> _Exercise brief_:
Return the material word for word. Do not include the pictures.

> _Provided material_:
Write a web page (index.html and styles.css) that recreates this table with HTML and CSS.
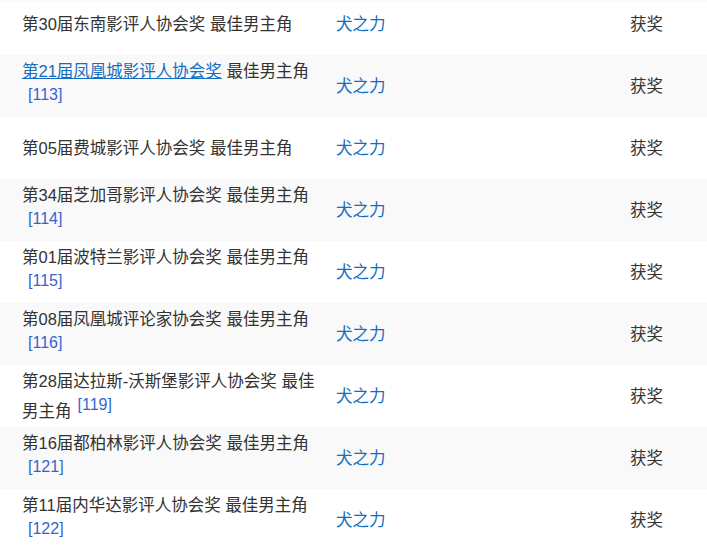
FILE: index.html
```html
<!DOCTYPE html>
<html lang="zh-CN">
<head>
    <meta charset="UTF-8">
    <meta name="viewport" content="width=device-width, initial-scale=1.0">
    <title>获奖记录</title>
    <link rel="stylesheet" href="styles.css">
</head>
<body>
    <table class="award-table">
        <colgroup>
            <col class="col-award">
            <col class="col-work">
            <col class="col-result">
        </colgroup>
        <tbody>
            <tr>
                <td>第30届东南影评人协会奖 最佳男主角</td>
                <td><a href="#" class="work-link">犬之力</a></td>
                <td>获奖</td>
            </tr>
            <tr class="alt">
                <td><a href="#" class="award-link">第21届凤凰城影评人协会奖</a> 最佳男主角<sup class="ref">[113]</sup></td>
                <td><a href="#" class="work-link">犬之力</a></td>
                <td>获奖</td>
            </tr>
            <tr>
                <td>第05届费城影评人协会奖 最佳男主角</td>
                <td><a href="#" class="work-link">犬之力</a></td>
                <td>获奖</td>
            </tr>
            <tr class="alt">
                <td>第34届芝加哥影评人协会奖 最佳男主角<sup class="ref">[114]</sup></td>
                <td><a href="#" class="work-link">犬之力</a></td>
                <td>获奖</td>
            </tr>
            <tr>
                <td>第01届波特兰影评人协会奖 最佳男主角<sup class="ref">[115]</sup></td>
                <td><a href="#" class="work-link">犬之力</a></td>
                <td>获奖</td>
            </tr>
            <tr class="alt">
                <td>第08届凤凰城评论家协会奖 最佳男主角<sup class="ref">[116]</sup></td>
                <td><a href="#" class="work-link">犬之力</a></td>
                <td>获奖</td>
            </tr>
            <tr>
                <td>第28届达拉斯-沃斯堡影评人协会奖 最佳男主角<sup class="ref">[119]</sup></td>
                <td><a href="#" class="work-link">犬之力</a></td>
                <td>获奖</td>
            </tr>
            <tr class="alt">
                <td>第16届都柏林影评人协会奖 最佳男主角<sup class="ref">[121]</sup></td>
                <td><a href="#" class="work-link">犬之力</a></td>
                <td>获奖</td>
            </tr>
            <tr>
                <td>第11届内华达影评人协会奖 最佳男主角<sup class="ref">[122]</sup></td>
                <td><a href="#" class="work-link">犬之力</a></td>
                <td>获奖</td>
            </tr>
        </tbody>
    </table>
</body>
</html>
```

FILE: styles.css
```css
* {
    margin: 0;
    padding: 0;
    box-sizing: border-box;
}

html {
    background: linear-gradient(to bottom, #f9f9f9 2px, #ffffff 2px) no-repeat;
    background-color: #ffffff;
}

body {
    font-family: "Liberation Sans", "Noto Sans CJK SC", sans-serif;
    font-size: 16.5px;
    line-height: 24px;
    color: #333333;
    overflow: hidden;
}

.award-table {
    width: 707px;
    margin-top: -7px;
    border-collapse: collapse;
    table-layout: fixed;
}

.col-award {
    width: 326px;
}

.col-work {
    width: 294px;
}

.col-result {
    width: 87px;
}

.award-table tr {
    height: 62px;
}

.award-table tr.alt {
    background-color: #f9f9f9;
}

.award-table td {
    padding: 0 4px 0 10px;
    vertical-align: middle;
    text-align: left;
}

.award-table td:first-child {
    padding-left: 22px;
}

.work-link {
    color: #136ec2;
    text-decoration: none;
}

.award-link {
    color: #136ec2;
    text-decoration: underline;
}

.ref {
    font-size: 16px;
    color: #3366cc;
    margin-left: 6px;
    vertical-align: super;
    line-height: 24px;
}
```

> _Output of the exercise_:
Write a web page (index.html and styles.css) that recreates this table with HTML and CSS.
FILE: index.html
```html
<!DOCTYPE html>
<html lang="zh-CN">
<head>
    <meta charset="UTF-8">
    <meta name="viewport" content="width=device-width, initial-scale=1.0">
    <title>获奖记录</title>
    <link rel="stylesheet" href="styles.css">
</head>
<body>
    <table class="award-table">
        <colgroup>
            <col class="col-award">
            <col class="col-work">
            <col class="col-result">
        </colgroup>
        <tbody>
            <tr>
                <td>第30届东南影评人协会奖 最佳男主角</td>
                <td><a href="#" class="work-link">犬之力</a></td>
                <td>获奖</td>
            </tr>
            <tr class="alt">
                <td><a href="#" class="award-link">第21届凤凰城影评人协会奖</a> 最佳男主角<sup class="ref">[113]</sup></td>
                <td><a href="#" class="work-link">犬之力</a></td>
                <td>获奖</td>
            </tr>
            <tr>
                <td>第05届费城影评人协会奖 最佳男主角</td>
                <td><a href="#" class="work-link">犬之力</a></td>
                <td>获奖</td>
            </tr>
            <tr class="alt">
                <td>第34届芝加哥影评人协会奖 最佳男主角<sup class="ref">[114]</sup></td>
                <td><a href="#" class="work-link">犬之力</a></td>
                <td>获奖</td>
            </tr>
            <tr>
                <td>第01届波特兰影评人协会奖 最佳男主角<sup class="ref">[115]</sup></td>
                <td><a href="#" class="work-link">犬之力</a></td>
                <td>获奖</td>
            </tr>
            <tr class="alt">
                <td>第08届凤凰城评论家协会奖 最佳男主角<sup class="ref">[116]</sup></td>
                <td><a href="#" class="work-link">犬之力</a></td>
                <td>获奖</td>
            </tr>
            <tr>
                <td>第28届达拉斯-沃斯堡影评人协会奖 最佳男主角<sup class="ref">[119]</sup></td>
                <td><a href="#" class="work-link">犬之力</a></td>
                <td>获奖</td>
            </tr>
            <tr class="alt">
                <td>第16届都柏林影评人协会奖 最佳男主角<sup class="ref">[121]</sup></td>
                <td><a href="#" class="work-link">犬之力</a></td>
                <td>获奖</td>
            </tr>
            <tr>
                <td>第11届内华达影评人协会奖 最佳男主角<sup class="ref">[122]</sup></td>
                <td><a href="#" class="work-link">犬之力</a></td>
                <td>获奖</td>
            </tr>
        </tbody>
    </table>
</body>
</html>
```

FILE: styles.css
```css
* {
    margin: 0;
    padding: 0;
    box-sizing: border-box;
}

html {
    background: linear-gradient(to bottom, #f9f9f9 2px, #ffffff 2px) no-repeat;
    background-color: #ffffff;
}

body {
    font-family: "Liberation Sans", "Noto Sans CJK SC", sans-serif;
    font-size: 16.5px;
    line-height: 24px;
    color: #333333;
    overflow: hidden;
}

.award-table {
    width: 707px;
    margin-top: -7px;
    border-collapse: collapse;
    table-layout: fixed;
}

.col-award {
    width: 326px;
}

.col-work {
    width: 294px;
}

.col-result {
    width: 87px;
}

.award-table tr {
    height: 62px;
}

.award-table tr.alt {
    background-color: #f9f9f9;
}

.award-table td {
    padding: 0 4px 0 10px;
    vertical-align: middle;
    text-align: left;
}

.award-table td:first-child {
    padding-left: 22px;
}

.work-link {
    color: #136ec2;
    text-decoration: none;
}

.award-link {
    color: #136ec2;
    text-decoration: underline;
}

.ref {
    font-size: 16px;
    color: #3366cc;
    margin-left: 6px;
    vertical-align: super;
    line-height: 24px;
}
```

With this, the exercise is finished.